Exercise task:
The lines beneath this instruction, from the first through the one containing "Maximize2, X, Quote", must be transcribed exactly; no other line belongs in the output.

Collected data:
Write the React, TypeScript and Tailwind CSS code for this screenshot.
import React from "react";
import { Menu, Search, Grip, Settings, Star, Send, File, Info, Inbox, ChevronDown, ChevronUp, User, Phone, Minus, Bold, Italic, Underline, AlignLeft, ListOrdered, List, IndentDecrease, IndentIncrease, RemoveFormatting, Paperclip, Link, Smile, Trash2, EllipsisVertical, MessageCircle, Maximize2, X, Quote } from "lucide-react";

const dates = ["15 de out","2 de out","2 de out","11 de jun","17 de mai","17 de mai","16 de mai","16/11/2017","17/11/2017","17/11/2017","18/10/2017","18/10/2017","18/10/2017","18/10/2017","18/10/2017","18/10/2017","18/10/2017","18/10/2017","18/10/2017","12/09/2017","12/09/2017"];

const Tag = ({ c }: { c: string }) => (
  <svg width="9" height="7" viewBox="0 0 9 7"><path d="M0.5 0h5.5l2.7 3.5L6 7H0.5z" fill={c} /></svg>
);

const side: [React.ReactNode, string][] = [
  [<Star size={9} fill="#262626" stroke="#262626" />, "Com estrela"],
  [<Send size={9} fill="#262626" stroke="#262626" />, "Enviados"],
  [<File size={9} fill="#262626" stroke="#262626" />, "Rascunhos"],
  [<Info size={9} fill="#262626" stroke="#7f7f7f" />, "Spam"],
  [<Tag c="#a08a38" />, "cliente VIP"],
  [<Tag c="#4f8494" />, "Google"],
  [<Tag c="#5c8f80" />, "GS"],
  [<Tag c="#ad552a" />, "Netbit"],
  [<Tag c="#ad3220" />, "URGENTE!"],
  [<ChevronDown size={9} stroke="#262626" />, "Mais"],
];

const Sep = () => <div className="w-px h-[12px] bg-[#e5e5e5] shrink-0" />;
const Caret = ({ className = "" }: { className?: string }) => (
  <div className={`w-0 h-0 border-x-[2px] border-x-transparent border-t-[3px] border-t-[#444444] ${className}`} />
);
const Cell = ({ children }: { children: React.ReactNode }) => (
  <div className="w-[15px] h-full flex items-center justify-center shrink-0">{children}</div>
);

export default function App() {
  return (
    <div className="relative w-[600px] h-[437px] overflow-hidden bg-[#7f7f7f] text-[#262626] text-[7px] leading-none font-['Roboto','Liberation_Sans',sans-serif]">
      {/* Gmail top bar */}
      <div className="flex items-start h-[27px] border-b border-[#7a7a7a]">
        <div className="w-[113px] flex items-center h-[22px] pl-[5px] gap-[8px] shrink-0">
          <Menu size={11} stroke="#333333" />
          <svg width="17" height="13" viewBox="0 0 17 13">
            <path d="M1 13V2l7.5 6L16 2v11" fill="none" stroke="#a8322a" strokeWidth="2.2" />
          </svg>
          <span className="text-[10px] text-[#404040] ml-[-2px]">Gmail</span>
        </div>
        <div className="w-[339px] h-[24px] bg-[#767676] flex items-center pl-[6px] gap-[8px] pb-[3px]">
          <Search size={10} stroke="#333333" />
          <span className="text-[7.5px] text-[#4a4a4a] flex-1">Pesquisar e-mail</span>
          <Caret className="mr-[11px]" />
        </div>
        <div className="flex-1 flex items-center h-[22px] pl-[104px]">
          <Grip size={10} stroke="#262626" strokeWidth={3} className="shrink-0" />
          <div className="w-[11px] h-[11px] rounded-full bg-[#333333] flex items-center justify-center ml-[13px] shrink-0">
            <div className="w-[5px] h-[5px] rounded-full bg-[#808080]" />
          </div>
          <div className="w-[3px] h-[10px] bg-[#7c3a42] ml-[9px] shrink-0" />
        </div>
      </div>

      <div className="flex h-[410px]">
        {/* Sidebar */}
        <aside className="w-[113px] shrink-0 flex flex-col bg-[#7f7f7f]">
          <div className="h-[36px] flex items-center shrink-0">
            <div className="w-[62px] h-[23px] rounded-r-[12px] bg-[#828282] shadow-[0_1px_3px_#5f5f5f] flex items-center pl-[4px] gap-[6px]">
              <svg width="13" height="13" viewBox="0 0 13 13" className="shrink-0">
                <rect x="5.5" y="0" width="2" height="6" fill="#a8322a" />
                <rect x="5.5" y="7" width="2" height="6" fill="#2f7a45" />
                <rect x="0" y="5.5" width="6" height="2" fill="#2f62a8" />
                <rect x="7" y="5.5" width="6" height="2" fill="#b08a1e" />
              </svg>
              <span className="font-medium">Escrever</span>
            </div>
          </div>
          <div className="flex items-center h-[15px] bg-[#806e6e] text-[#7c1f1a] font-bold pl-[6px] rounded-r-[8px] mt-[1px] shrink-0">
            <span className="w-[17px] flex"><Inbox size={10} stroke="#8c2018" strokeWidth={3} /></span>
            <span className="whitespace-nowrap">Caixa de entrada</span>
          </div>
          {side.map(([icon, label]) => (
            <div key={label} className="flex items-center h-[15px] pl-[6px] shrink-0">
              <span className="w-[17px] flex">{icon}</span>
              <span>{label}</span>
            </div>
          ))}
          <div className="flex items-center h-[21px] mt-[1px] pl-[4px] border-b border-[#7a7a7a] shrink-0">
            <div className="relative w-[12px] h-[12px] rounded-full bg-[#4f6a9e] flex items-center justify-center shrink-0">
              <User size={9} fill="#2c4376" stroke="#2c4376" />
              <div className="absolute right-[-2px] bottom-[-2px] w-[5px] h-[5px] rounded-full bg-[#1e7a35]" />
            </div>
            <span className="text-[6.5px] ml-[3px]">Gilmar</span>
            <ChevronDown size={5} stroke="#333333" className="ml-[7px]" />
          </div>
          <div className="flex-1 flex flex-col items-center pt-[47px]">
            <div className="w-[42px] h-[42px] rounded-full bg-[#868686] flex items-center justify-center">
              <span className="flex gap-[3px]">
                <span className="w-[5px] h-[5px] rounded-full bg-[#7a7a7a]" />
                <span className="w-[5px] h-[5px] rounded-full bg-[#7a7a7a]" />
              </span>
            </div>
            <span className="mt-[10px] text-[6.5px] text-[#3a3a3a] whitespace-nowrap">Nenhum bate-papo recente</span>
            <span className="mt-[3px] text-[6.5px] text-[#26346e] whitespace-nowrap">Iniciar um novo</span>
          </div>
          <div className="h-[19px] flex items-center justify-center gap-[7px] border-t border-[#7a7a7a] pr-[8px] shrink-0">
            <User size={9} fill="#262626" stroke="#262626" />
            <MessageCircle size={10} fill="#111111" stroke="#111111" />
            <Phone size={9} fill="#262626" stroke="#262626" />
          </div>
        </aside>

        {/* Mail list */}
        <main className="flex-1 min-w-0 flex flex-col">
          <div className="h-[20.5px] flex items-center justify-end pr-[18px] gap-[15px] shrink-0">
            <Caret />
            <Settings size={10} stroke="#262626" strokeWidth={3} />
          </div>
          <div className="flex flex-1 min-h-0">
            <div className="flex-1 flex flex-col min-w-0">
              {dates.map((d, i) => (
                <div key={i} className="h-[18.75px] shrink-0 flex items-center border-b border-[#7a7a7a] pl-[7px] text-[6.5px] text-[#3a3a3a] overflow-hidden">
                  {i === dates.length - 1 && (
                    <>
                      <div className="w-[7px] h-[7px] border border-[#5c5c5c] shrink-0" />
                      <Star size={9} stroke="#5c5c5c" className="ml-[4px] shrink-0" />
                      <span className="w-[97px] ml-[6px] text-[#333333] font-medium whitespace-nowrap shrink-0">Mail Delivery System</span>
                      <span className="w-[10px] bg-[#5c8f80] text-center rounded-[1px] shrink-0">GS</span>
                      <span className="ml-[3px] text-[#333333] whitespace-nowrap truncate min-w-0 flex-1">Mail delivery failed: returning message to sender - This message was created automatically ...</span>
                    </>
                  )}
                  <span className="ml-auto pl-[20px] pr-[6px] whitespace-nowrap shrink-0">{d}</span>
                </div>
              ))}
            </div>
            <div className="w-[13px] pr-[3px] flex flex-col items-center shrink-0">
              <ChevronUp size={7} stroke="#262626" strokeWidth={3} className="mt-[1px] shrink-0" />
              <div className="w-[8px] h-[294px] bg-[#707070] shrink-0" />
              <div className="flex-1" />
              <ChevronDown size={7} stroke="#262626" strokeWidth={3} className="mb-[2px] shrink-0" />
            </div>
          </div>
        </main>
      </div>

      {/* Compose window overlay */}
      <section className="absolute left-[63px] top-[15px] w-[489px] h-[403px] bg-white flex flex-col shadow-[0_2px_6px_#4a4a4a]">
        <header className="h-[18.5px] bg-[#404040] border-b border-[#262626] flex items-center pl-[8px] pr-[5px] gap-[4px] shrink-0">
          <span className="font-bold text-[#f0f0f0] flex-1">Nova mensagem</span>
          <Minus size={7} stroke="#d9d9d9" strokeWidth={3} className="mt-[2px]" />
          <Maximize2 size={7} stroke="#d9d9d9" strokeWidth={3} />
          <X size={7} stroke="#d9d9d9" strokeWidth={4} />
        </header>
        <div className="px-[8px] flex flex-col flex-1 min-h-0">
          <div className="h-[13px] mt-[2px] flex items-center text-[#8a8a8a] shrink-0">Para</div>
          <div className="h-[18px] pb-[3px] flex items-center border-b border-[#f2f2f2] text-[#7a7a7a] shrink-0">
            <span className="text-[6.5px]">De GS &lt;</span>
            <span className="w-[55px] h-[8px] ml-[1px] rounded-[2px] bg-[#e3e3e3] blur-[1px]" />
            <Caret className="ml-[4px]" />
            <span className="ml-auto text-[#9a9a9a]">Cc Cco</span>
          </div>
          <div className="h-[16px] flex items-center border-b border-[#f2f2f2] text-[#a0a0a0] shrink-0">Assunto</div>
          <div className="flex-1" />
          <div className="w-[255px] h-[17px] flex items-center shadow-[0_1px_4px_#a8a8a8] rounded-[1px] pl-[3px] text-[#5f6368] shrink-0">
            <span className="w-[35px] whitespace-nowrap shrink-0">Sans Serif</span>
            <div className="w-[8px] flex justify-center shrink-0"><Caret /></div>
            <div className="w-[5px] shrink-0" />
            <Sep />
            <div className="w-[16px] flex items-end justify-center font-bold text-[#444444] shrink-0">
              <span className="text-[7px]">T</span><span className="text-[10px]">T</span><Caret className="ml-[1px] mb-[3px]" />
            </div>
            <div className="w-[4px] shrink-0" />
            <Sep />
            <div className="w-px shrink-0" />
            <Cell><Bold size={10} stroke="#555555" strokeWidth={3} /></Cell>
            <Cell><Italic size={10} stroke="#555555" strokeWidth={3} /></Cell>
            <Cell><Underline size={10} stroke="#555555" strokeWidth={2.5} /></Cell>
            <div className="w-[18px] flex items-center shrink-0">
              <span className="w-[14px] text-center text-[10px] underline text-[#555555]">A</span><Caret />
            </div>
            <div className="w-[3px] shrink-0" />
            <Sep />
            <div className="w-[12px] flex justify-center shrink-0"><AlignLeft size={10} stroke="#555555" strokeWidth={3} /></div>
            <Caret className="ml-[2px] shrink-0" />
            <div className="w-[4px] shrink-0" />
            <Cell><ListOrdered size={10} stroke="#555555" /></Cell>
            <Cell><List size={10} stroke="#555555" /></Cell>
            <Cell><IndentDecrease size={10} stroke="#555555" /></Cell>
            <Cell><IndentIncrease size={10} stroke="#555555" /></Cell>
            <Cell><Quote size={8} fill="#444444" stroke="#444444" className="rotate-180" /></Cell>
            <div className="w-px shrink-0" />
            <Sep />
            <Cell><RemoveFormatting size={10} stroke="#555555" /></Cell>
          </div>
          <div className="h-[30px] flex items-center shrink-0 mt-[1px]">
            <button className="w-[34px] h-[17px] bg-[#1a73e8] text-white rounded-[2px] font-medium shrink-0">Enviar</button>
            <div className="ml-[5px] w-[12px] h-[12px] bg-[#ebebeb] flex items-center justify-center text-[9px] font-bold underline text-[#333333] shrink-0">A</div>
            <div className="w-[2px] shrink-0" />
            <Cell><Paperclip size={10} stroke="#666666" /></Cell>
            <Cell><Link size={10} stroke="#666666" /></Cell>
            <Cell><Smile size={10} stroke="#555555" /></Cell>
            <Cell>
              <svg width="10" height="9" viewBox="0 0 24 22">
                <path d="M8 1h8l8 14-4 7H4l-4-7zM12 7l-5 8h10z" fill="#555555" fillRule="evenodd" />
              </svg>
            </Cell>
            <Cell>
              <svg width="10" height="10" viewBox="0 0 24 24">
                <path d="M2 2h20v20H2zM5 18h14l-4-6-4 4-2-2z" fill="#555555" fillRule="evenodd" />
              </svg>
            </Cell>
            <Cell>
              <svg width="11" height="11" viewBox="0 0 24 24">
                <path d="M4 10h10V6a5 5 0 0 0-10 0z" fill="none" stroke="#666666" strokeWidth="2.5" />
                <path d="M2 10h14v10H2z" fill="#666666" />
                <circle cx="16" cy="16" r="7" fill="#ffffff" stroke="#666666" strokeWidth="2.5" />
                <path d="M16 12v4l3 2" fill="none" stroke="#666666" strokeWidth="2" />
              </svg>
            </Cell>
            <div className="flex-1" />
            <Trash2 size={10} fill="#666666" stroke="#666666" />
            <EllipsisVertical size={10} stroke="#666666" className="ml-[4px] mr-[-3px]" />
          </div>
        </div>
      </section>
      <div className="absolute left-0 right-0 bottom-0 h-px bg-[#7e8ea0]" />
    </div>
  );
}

Final result:
Write the React, TypeScript and Tailwind CSS code for this screenshot.
import React from "react";
import { Menu, Search, Grip, Settings, Star, Send, File, Info, Inbox, ChevronDown, ChevronUp, User, Phone, Minus, Bold, Italic, Underline, AlignLeft, ListOrdered, List, IndentDecrease, IndentIncrease, RemoveFormatting, Paperclip, Link, Smile, Trash2, EllipsisVertical, MessageCircle, Maximize2, X, Quote } from "lucide-react";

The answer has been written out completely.